Print each line of the listing once more, precisely as given.

-- Start of Available data --

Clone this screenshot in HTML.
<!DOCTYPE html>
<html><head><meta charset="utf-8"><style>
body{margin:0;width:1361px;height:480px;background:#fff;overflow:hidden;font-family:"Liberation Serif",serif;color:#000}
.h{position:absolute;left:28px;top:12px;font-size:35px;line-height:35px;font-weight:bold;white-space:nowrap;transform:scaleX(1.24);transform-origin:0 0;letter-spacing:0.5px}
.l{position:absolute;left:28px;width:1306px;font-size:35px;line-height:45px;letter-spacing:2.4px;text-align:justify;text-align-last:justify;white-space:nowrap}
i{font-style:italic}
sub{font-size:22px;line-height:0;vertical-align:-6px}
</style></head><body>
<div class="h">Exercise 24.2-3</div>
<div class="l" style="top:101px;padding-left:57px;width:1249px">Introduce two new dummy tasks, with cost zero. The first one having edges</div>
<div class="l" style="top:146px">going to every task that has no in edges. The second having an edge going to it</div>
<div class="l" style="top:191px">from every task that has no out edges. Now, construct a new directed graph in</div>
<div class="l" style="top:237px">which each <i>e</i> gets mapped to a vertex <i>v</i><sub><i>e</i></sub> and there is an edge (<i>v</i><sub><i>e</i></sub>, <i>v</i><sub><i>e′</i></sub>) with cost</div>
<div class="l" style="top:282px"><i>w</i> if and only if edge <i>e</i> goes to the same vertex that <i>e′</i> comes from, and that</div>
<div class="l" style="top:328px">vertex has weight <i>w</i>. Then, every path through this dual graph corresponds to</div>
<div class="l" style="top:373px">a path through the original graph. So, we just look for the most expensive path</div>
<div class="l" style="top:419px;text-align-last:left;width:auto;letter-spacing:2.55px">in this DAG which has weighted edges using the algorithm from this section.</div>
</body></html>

-- End of Available data --

> **Result of the exercise**
Clone this screenshot in HTML.
<!DOCTYPE html>
<html><head><meta charset="utf-8"><style>
body{margin:0;width:1361px;height:480px;background:#fff;overflow:hidden;font-family:"Liberation Serif",serif;color:#000}
.h{position:absolute;left:28px;top:12px;font-size:35px;line-height:35px;font-weight:bold;white-space:nowrap;transform:scaleX(1.24);transform-origin:0 0;letter-spacing:0.5px}
.l{position:absolute;left:28px;width:1306px;font-size:35px;line-height:45px;letter-spacing:2.4px;text-align:justify;text-align-last:justify;white-space:nowrap}
i{font-style:italic}
sub{font-size:22px;line-height:0;vertical-align:-6px}
</style></head><body>
<div class="h">Exercise 24.2-3</div>
<div class="l" style="top:101px;padding-left:57px;width:1249px">Introduce two new dummy tasks, with cost zero. The first one having edges</div>
<div class="l" style="top:146px">going to every task that has no in edges. The second having an edge going to it</div>
<div class="l" style="top:191px">from every task that has no out edges. Now, construct a new directed graph in</div>
<div class="l" style="top:237px">which each <i>e</i> gets mapped to a vertex <i>v</i><sub><i>e</i></sub> and there is an edge (<i>v</i><sub><i>e</i></sub>, <i>v</i><sub><i>e′</i></sub>) with cost</div>
<div class="l" style="top:282px"><i>w</i> if and only if edge <i>e</i> goes to the same vertex that <i>e′</i> comes from, and that</div>
<div class="l" style="top:328px">vertex has weight <i>w</i>. Then, every path through this dual graph corresponds to</div>
<div class="l" style="top:373px">a path through the original graph. So, we just look for the most expensive path</div>
<div class="l" style="top:419px;text-align-last:left;width:auto;letter-spacing:2.55px">in this DAG which has weighted edges using the algorithm from this section.</div>
</body></html>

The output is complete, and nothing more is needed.